L'attentato dell'11 settembre non ha colpito tutta l'Umanità, ma quei particolari esseri umani (2.979) con nome e cognome, età, professione, ... ; essi quindi sono morti per se stessi e per quelli a cui mancheranno (i loro cari) e hanno il diritto di non essere confusi con coloro che appartengono all'Umanità ma sono stati colpiti solo indirettamente (in quanto uomini) e non direttamente (in quanto singole persone). Già però nome e cognome li individua e li toglie dall'anonimato: ma perché parenti e colleghi non si accontentano che vengano ricordati solo col nome? Non sarà perché vorrebbero che si indicasse anche in cosa sono stati differenti nella morte? Ad esempio, un vigile del fuoco morto coraggiosamente mettendo a repentaglio la propria vita per salvare quella di altri, non è giusto che sia distinto nella morte da chi nel morire ha pensato solo a sé? Basterebbe a ricordare il "modo" di morire la sola indicazione dell'età e della professione, o non bisognerebbe invece affiancare ogni nome con la storia di come ciascuno è morto? Ma non di tutti si conosce la vera storia del modo in cui sono morti e quindi si riproporrebbero delle ingiustizie.
Sembra essere una situazione senza via d'uscita. A meno che non si metta in discussione l'idea stessa del Memoriale come monumento collettivo del ricordo delle vittime. Siamo proprio sicuri che il modo migliore per ricordare chi è morto anche "per l'Umanità" e non solo "per se stesso e per i propri cari" sia un monumento che, essendo un oggetto, farà necessariamente prevalere gli aspetti "oggettivi" della realtà che ognuno, morendo, muore per tutti, soprattutto quando viene sacrificato da un atto di violenza che non era diretto a lui ma a tutti?

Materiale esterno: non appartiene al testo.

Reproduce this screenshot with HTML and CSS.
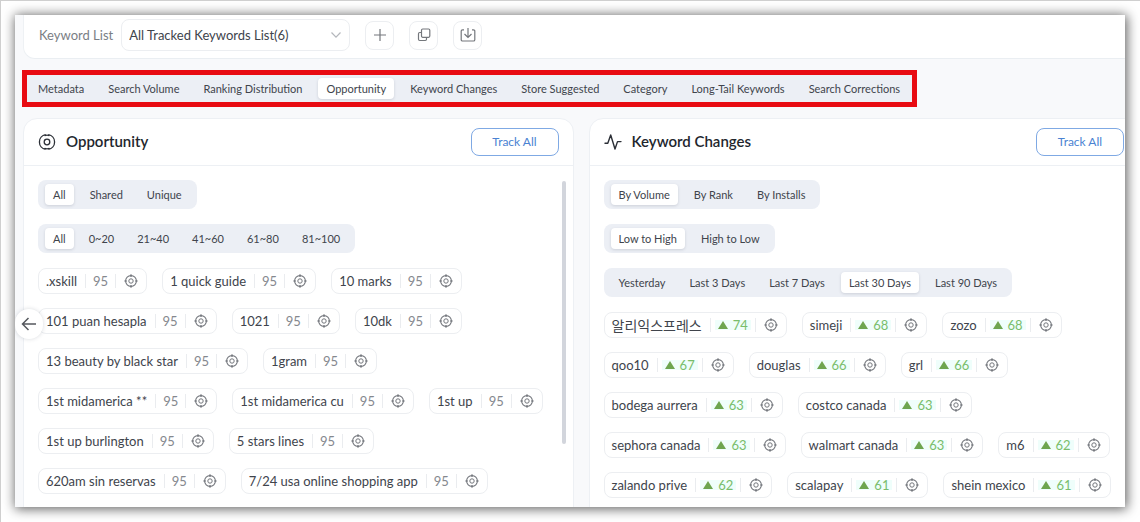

L'Umanità non si sentirebbe più realizzata da qualcuno che è morto anche per noi se noi veniamo trasformati dalla sua morte e vivendo continuiamo a vivere anche per lui? I Memoriali hanno i propri limiti e dovrebbero essere costruiti in modo che ciascuno possa farne l'uso che più trova giusto. Nel caso di Ground Zero bisognerebbe mettere accanto ai nomi tutto quello che gli "utenti" del monumento chiedono, in modo che esso possa essere "usato" in maniera pluralistica, a prescindere dal far prevalere l'una o l'altra delle tesi, in parte entrambe giuste, che si contrappongono. Il significato che esso acquisterà dipende infatti da chi userà il memoriale, e non è giusto predeterminarne il senso quando si prevedono utenti con esigenze diverse. Aggiungere segni di identificazione ai nomi, in questo caso, rispetterebbe l'esigenza di coloro che hanno bisogno di ricordare la vittima "per sé e per loro" senza sacrificare coloro che vogliono ricordarla in quanto vittima morta "per tutti".
In ogni caso scontenteremo tutti se l'unica cosa che faremo per le vittime dell'11 settembre sarà quella di far loro un bel monumento. Se invece affiancheremo al monumento anche qualcosa di più che il ricordo, cioè se la morte delle vittime dell'11 settembre avrà trasformato la nostra vita, noi continueremo a "vivere per loro" e loro avranno "fecondato di senso" la nostra esistenza.